Jesus is alone at the well and the woman has come to get the water alone. Jesus started the conversation with the woman even though He knew the Jewish law that a man should not talk to a woman in a public place. And this was not just any woman but a Samaritan woman! According to the Jews daughters of Samaritans are menstruas since birth so they are unclean and men get defiled by them.

Jesus does not care about religiosity. Jesus violates the normal rules to engage with a thirsty, isolated woman who is on the fringes of her society in order to meet her at the point of her deepest needs. The Samaritan woman does not know who Jesus really is and therefore misses the point of what He offers her by understanding Him literally and seeing Him as a substitute to Jacob. In some ways the Samaritan woman has an attitude yet Jesus knows her, listens to her, cares for her as no other man has ever done and seeks her. Jesus treats her not as a sinful woman or inferior woman but as an equal to all human beings to whom He can reveal truth of Himself.

Jesus offers her living water which is gift of salvation without asking her to get her life in order. “Come all ye that are heavy laden and burdened and I will give you rest”. Jesus is able to quench our thirst once and for all. Behaviour changes when the heart is changed so we should learn to be gracious to young believers as they grow in life with Jesus. We all know that sometimes it is one step forward and two steps backwards so applaud the one step forward.

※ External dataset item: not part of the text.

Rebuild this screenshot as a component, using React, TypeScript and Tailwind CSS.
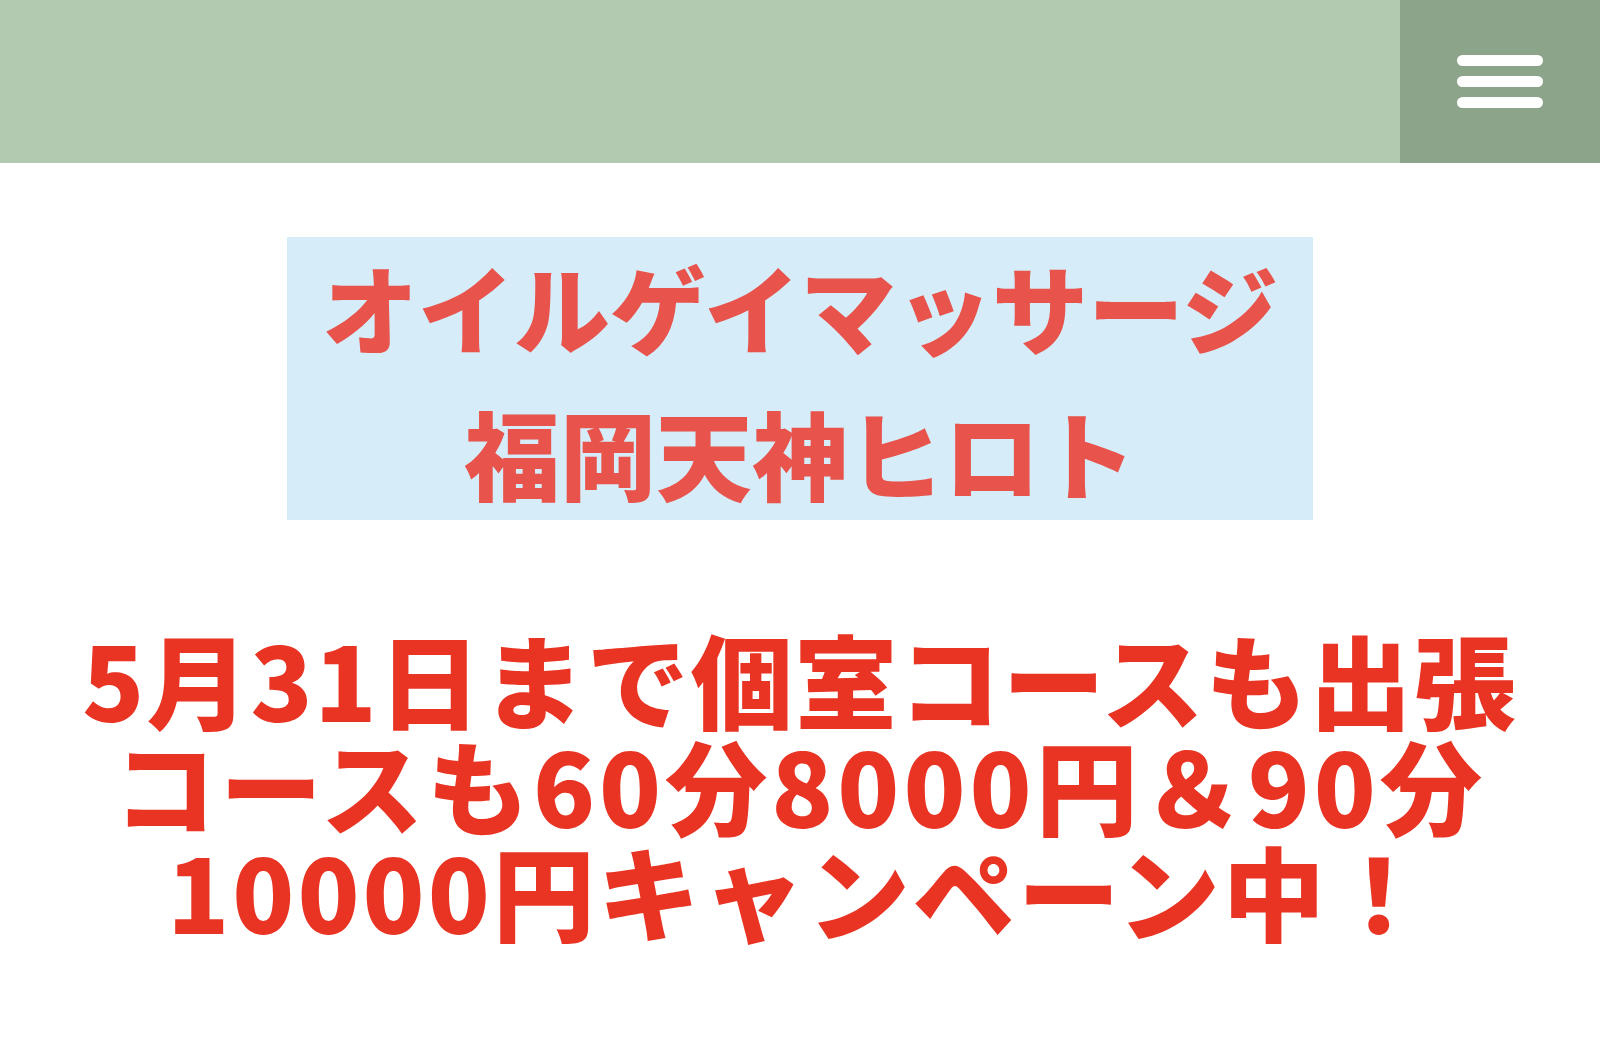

Jesus loves us despite all the mess of our lives. There is nothing we can hide from Him. He knows about our addictions, critical spirts, gossipy nature, laziness, greed etc. Jesus says give me your heart first and I will give you refreshing living water. Just meet me at the well and I shall fill you to overflowing joy. Jesus takes us wherever we are and He leads us step by step.

The Samaritan woman is beaten down and is used to playing games so she does that with Jesus as well. She is a bit sarcastic as well and has good perception as she knows that Jesus has no way of drawing water from the deep well. She avoids His profound statement and tries to keep the conversations light as she has learned to survive in this way. She has learned to just exist and not really live.

Jesus is the unconditional lover of our souls and He is not put off by her efforts of distraction. He knows her deepest longings and cuts right through the chase and asks her to go get her husband. (v16) Can you sense her discomfort at this point? Here is a total stranger, a Jew man who has invaded her life! Husband? “I don’t have one” She tells Him half-truth but Jesus does not shame her, load her with guilt or condemn her. He simply turns her half-truth to absolute truth. In their culture they were allowed up to three divorces but this woman had six relationships without being fulfilled and remained thirsty.

Compassionately and as an equal Jesus challenges her thinking that worship is to a person and not in a place. Herein lies a lesson in geography and theology! Authentic genuine worshipper is the one who worships in spirit and truth. In verse 23 Jesus says, “But an hour is coming, and now is, when the true worshippers shall worship the Father in spirit and truth; for such people the Father seeks to be His worshippers.”

Most profound words were then spoken by Jesus, “I who speak to you am He.” What a marvellous message to a hungry desperate woman who had such a great need and longing for the truth. Her indifference was expelled and she became very open to Jesus because her thirst was quenched. She found the Messiah who changed her life. Receiving Jesus’ offer of life and salvation moves from unbelief to seeing, hearing and knowing to believing and faith to union with Jesus to bearing witness to life where all divisions, longings and needs and emptiness are gone for good.

The Samaritan woman was a foreigner from a despised religious group but her story made a clear statement about the role of women in the early Christian communities. The woman was not silent, nor was she limited to the private world of women. She found a voice and she moved out into public arena into male space. She did not wait for permission to speak but took the initiative. When Jesus Christ reconciles us to Him He reconciles us to all others as well. Vertical relationship with Him leads to horizontal relationships with others. Even though the people from her community had rejected her she ran to unashamedly invite them to come and meet Jesus. She left her jars of water at the well. Does that not remind us of others who left their fishing nets and tax collectors booth to follow Jesus Christ as His disciples? The disciples were told to go and spread the gospel message but the Samaritan woman did it without being told to do that!

The Samaritan woman experienced progressive stages of faith in Jesus:

1 She met Jesus

2 She learned about Him

3 She came to believe in Him

4 She went and told others about Him

Who would be the Samaritan woman today?

Nearly all of us are like Samaritan women. We are weary from times of rejection that we have experienced in our lives. We are hiding in certain areas of our lives because of shame and guilt. We are thirsty of living water. Often times we come to the well of religion, the well of an empty relationship, the well of work and striving in the heat of the day. We hope that others won’t see us or recognise us. We hide behind many things.

Jesus is the liberator of women. He meets us right where we are. Jesus shows mercy where others call for judgement. We need to take off our masks and phoniness and become transparent before a holy God. Jesus values the valueless and He can take our messed up lives and our ashes and turn it into beauty. Let us go to Jesus and learn from other women from scriptures and learn how He used messed up women for His honour and glory. He can do the same for us too.